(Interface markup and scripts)
--------------------------------
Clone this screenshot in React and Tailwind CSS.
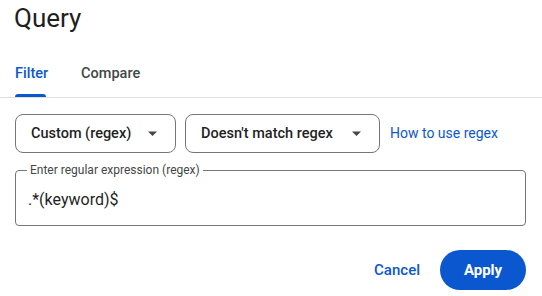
import React from "react";

// small filled caret used by the select boxes
function Caret() {
  return (
    <svg width="9" height="5" viewBox="0 0 9 5" className="shrink-0">
      <path d="M0 0.5h9L4.5 5z" fill="#444746" />
    </svg>
  );
}

function SelectBox({ label, width, gap }) {
  return (
    <button
      className={`flex items-center h-[39px] pl-[15px] border border-[#747775] rounded-lg text-[14.5px] font-medium text-[#1f1f1f] ${width}`}
    >
      <span>{label}</span>
      <span className={gap}>
        <Caret />
      </span>
    </button>
  );
}

export default function App() {
  return (
    <div
      className="w-[542px] h-[296px] bg-white text-[#1f1f1f] overflow-hidden"
      style={{ fontFamily: "Roboto, 'Open Sans', sans-serif" }}
    >
      <h1 className="pl-[14px] pt-[2px] text-[26px] leading-[32px] font-normal">Query</h1>

      {/* tabs */}
      <div className="mt-[27px] flex border-b border-[#e0e0e0] pl-[15px] gap-[33px] text-[14.5px] font-medium">
        <div className="flex flex-col">
          <span className="text-[#0b57d0] leading-[26px]">Filter</span>
          <span className="h-[3px] w-[31px] bg-[#0b57d0] rounded-t-sm mt-[7px]" />
        </div>
        <span className="text-[#444746] leading-[26px]">Compare</span>
      </div>

      {/* selectors */}
      <div className="mt-[16px] pl-[15px] flex items-center gap-[9px]">
        <SelectBox label="Custom (regex)" width="w-[161px]" gap="ml-[17px]" />
        <SelectBox label="Doesn't match regex" width="w-[195px]" gap="ml-[19px]" />
        <a className="ml-[1px] text-[14px] text-[#0b57d0]">How to use regex</a>
      </div>

      {/* regex field */}
      <fieldset className="mt-[11px] ml-[15px] w-[511px] h-[62px] border border-[#747775] rounded px-[11px]">
        <legend className="px-[3px] text-[12px] leading-[12px] text-[#444746]">
          Enter regular expression (regex)
        </legend>
        <div className="pl-[1px] pt-[14px] text-[16px] leading-[20px]">.*(keyword)$</div>
      </fieldset>

      {/* actions */}
      <div className="mt-[24px] pr-[16px] flex justify-end items-center gap-[20px]">
        <button className="text-[15px] font-medium text-[#0b57d0]">Cancel</button>
        <button className="h-[40px] w-[86px] rounded-full bg-[#0b57d0] text-white text-[15px] font-bold">
          Apply
        </button>
      </div>
    </div>
  );
}
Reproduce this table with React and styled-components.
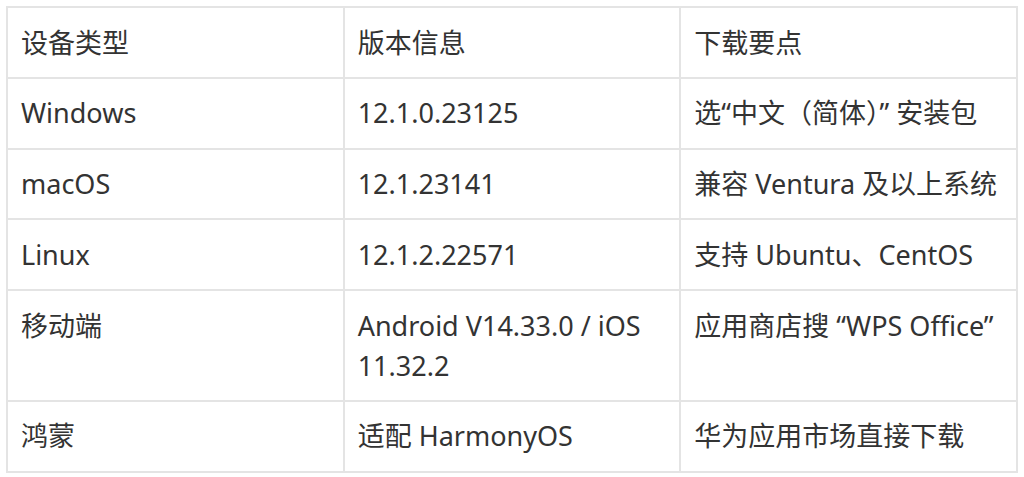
--------------------------------
TASK GOAL:
Omit the pictures, then output the rest of the listing exactly.

ANSWER FOR THIS EXERCISE:
Clone this screenshot in React and Tailwind CSS.
import React from "react";

// small filled caret used by the select boxes
function Caret() {
  return (
    <svg width="9" height="5" viewBox="0 0 9 5" className="shrink-0">
      <path d="M0 0.5h9L4.5 5z" fill="#444746" />
    </svg>
  );
}

function SelectBox({ label, width, gap }) {
  return (
    <button
      className={`flex items-center h-[39px] pl-[15px] border border-[#747775] rounded-lg text-[14.5px] font-medium text-[#1f1f1f] ${width}`}
    >
      <span>{label}</span>
      <span className={gap}>
        <Caret />
      </span>
    </button>
  );
}

export default function App() {
  return (
    <div
      className="w-[542px] h-[296px] bg-white text-[#1f1f1f] overflow-hidden"
      style={{ fontFamily: "Roboto, 'Open Sans', sans-serif" }}
    >
      <h1 className="pl-[14px] pt-[2px] text-[26px] leading-[32px] font-normal">Query</h1>

      {/* tabs */}
      <div className="mt-[27px] flex border-b border-[#e0e0e0] pl-[15px] gap-[33px] text-[14.5px] font-medium">
        <div className="flex flex-col">
          <span className="text-[#0b57d0] leading-[26px]">Filter</span>
          <span className="h-[3px] w-[31px] bg-[#0b57d0] rounded-t-sm mt-[7px]" />
        </div>
        <span className="text-[#444746] leading-[26px]">Compare</span>
      </div>

      {/* selectors */}
      <div className="mt-[16px] pl-[15px] flex items-center gap-[9px]">
        <SelectBox label="Custom (regex)" width="w-[161px]" gap="ml-[17px]" />
        <SelectBox label="Doesn't match regex" width="w-[195px]" gap="ml-[19px]" />
        <a className="ml-[1px] text-[14px] text-[#0b57d0]">How to use regex</a>
      </div>

      {/* regex field */}
      <fieldset className="mt-[11px] ml-[15px] w-[511px] h-[62px] border border-[#747775] rounded px-[11px]">
        <legend className="px-[3px] text-[12px] leading-[12px] text-[#444746]">
          Enter regular expression (regex)
        </legend>
        <div className="pl-[1px] pt-[14px] text-[16px] leading-[20px]">.*(keyword)$</div>
      </fieldset>

      {/* actions */}
      <div className="mt-[24px] pr-[16px] flex justify-end items-center gap-[20px]">
        <button className="text-[15px] font-medium text-[#0b57d0]">Cancel</button>
        <button className="h-[40px] w-[86px] rounded-full bg-[#0b57d0] text-white text-[15px] font-bold">
          Apply
        </button>
      </div>
    </div>
  );
}
Reproduce this table with React and styled-components.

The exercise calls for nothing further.